Given problem
Assemble all lines in which the string "this" appears.

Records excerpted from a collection
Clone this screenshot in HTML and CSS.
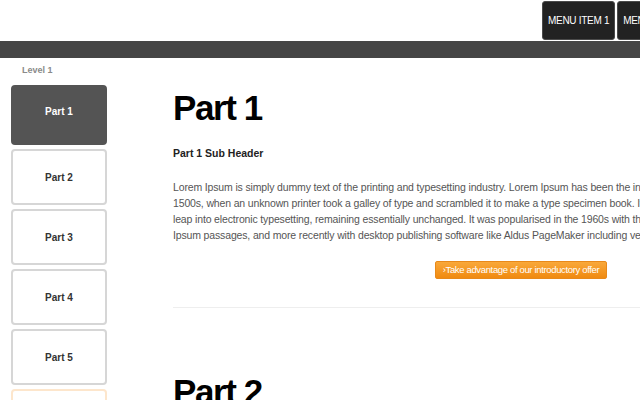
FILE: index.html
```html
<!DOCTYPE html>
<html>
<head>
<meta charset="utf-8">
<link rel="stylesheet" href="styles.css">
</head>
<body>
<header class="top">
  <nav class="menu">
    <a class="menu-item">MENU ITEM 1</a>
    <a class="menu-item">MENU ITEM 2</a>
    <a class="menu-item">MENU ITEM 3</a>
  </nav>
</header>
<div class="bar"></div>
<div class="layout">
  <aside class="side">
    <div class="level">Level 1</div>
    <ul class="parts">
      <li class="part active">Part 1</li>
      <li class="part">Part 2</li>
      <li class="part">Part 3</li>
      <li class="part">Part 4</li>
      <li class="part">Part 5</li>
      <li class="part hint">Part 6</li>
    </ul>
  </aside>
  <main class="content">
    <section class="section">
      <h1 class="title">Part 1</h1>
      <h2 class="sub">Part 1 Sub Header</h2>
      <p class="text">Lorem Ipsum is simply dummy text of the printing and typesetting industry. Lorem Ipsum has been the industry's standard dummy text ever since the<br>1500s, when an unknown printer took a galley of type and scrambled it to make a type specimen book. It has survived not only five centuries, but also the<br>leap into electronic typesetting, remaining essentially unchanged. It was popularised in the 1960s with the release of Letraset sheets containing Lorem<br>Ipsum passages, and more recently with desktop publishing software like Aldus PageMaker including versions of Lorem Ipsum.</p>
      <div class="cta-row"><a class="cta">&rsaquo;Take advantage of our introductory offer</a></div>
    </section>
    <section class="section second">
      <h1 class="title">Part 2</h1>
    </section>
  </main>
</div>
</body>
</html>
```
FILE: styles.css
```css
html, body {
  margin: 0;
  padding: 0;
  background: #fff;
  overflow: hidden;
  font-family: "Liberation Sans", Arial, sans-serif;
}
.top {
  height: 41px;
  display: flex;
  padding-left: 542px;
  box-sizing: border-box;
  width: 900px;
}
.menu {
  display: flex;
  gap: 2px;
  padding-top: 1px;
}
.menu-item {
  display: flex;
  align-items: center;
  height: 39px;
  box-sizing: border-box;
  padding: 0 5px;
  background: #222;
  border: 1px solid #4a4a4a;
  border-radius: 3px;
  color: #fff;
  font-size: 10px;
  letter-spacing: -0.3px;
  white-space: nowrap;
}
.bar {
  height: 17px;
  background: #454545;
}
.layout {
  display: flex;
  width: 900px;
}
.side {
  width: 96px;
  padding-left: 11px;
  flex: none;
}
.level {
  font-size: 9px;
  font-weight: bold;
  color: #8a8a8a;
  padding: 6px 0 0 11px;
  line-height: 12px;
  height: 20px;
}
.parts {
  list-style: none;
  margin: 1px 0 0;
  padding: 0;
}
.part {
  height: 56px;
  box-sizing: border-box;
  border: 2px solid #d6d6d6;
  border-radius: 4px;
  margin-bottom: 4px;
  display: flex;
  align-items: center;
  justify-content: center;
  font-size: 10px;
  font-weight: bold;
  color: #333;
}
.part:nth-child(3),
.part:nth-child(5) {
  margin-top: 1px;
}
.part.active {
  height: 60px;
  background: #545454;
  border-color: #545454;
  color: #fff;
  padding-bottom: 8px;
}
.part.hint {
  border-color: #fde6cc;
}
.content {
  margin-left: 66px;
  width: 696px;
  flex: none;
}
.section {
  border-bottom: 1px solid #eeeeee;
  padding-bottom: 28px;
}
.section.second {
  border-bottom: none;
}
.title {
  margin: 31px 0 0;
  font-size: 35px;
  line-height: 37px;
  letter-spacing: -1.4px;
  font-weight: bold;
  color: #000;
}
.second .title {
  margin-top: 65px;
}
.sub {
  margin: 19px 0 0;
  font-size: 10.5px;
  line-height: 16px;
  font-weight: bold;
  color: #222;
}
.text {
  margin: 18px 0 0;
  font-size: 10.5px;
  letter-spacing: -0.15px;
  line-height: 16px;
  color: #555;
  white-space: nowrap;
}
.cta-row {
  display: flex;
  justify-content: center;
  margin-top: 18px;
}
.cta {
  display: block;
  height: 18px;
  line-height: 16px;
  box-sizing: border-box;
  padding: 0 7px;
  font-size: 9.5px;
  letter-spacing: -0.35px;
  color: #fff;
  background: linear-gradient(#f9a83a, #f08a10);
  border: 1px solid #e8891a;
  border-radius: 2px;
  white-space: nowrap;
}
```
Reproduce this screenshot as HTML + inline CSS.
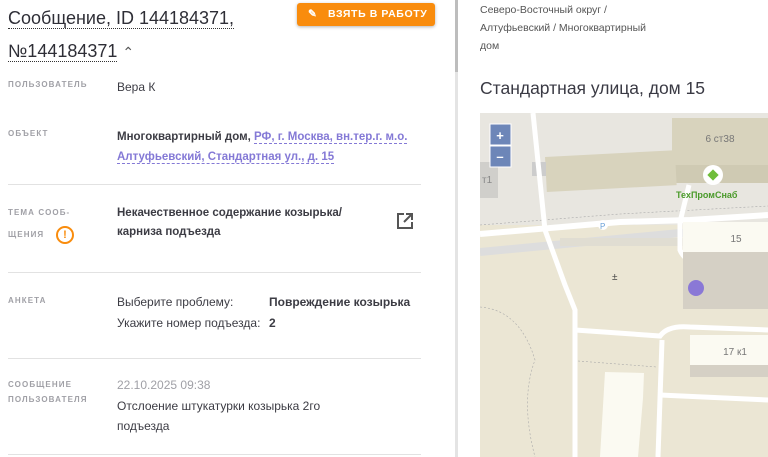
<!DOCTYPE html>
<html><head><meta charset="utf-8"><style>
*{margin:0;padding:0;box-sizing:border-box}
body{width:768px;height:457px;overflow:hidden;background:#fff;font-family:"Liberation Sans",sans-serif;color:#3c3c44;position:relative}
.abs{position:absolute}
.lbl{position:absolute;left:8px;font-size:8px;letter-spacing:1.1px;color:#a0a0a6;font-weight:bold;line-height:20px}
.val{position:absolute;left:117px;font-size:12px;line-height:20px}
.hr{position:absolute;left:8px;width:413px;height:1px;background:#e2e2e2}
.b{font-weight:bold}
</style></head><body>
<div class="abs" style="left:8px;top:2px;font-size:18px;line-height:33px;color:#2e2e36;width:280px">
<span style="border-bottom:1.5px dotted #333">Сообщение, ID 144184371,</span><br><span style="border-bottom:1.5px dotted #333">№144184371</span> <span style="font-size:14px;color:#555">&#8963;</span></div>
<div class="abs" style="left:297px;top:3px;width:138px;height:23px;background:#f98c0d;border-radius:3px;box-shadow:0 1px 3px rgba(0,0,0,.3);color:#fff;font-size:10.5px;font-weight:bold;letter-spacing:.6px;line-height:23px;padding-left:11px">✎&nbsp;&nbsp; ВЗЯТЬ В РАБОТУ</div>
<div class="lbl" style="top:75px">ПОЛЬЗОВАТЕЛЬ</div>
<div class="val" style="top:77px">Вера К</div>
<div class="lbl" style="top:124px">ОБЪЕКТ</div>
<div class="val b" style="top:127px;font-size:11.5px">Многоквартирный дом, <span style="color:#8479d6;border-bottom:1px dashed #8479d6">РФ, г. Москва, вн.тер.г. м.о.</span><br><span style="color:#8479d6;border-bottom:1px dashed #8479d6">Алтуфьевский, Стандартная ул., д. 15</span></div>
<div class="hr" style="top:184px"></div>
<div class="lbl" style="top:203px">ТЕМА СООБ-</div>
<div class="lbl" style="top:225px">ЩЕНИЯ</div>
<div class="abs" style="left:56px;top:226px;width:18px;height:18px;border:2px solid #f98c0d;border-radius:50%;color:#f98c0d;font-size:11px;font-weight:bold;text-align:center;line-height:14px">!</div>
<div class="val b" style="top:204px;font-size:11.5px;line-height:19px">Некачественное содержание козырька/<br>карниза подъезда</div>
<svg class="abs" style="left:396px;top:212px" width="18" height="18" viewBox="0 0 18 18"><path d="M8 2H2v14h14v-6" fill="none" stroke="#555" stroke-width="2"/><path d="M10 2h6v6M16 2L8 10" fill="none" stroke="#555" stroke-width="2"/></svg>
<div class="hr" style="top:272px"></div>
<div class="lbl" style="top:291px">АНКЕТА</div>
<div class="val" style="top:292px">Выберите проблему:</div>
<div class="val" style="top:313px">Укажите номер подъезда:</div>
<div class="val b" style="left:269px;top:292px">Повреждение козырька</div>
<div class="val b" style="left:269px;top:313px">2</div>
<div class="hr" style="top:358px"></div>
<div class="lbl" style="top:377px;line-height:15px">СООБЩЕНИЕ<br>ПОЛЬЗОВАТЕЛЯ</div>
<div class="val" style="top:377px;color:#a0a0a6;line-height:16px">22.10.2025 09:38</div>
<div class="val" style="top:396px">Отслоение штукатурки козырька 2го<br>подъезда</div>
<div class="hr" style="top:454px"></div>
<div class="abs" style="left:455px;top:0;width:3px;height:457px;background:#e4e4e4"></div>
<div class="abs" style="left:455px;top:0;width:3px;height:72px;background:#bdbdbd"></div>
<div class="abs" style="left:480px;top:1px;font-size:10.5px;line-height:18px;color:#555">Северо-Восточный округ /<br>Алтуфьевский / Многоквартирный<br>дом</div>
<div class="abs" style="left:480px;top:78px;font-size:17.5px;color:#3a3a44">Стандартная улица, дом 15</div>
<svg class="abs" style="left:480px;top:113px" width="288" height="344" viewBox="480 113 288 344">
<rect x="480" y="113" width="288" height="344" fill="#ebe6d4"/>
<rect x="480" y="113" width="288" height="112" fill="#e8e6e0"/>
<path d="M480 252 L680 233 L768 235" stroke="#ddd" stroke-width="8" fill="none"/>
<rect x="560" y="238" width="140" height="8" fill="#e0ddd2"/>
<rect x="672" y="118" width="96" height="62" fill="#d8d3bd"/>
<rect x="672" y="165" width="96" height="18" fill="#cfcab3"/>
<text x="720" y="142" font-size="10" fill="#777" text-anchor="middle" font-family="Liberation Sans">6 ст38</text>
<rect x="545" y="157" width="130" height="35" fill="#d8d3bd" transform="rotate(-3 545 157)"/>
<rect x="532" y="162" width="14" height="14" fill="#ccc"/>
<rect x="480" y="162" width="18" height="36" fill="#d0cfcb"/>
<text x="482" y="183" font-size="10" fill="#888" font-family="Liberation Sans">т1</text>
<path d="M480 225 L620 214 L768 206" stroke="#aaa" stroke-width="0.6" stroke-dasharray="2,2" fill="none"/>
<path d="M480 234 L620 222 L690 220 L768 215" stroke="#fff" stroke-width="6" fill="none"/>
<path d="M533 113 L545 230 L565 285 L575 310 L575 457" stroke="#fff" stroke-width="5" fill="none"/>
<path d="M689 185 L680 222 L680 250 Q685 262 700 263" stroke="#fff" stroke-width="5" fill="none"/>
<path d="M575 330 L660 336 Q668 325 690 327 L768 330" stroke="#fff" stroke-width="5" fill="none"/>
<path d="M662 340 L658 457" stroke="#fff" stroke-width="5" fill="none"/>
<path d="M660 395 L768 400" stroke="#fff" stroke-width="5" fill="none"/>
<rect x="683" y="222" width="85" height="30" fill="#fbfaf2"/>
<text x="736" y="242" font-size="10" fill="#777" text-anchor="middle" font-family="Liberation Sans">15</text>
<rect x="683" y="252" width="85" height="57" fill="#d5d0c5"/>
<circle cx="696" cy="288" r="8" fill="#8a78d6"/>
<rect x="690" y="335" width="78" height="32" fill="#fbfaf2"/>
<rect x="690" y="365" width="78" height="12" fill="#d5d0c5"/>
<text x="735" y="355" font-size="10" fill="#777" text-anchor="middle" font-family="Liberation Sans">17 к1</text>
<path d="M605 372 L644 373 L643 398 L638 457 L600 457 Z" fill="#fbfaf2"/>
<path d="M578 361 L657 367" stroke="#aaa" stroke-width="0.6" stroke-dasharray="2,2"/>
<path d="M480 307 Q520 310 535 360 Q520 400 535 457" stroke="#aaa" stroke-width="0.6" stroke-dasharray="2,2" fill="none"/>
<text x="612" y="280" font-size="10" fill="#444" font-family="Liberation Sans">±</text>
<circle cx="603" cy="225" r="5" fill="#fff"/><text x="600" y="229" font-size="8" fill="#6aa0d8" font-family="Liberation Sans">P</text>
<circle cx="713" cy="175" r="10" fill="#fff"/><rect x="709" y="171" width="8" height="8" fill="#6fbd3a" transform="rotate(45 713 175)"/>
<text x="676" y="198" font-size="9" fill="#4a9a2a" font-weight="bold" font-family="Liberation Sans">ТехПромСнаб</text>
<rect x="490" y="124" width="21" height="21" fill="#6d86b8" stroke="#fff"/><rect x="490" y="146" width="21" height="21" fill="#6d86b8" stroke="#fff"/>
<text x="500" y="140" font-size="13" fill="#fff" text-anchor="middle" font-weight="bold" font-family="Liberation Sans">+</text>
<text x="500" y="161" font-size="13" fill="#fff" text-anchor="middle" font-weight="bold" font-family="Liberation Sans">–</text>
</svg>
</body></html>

The output
Clone this screenshot in HTML and CSS.
Reproduce this screenshot as HTML + inline CSS.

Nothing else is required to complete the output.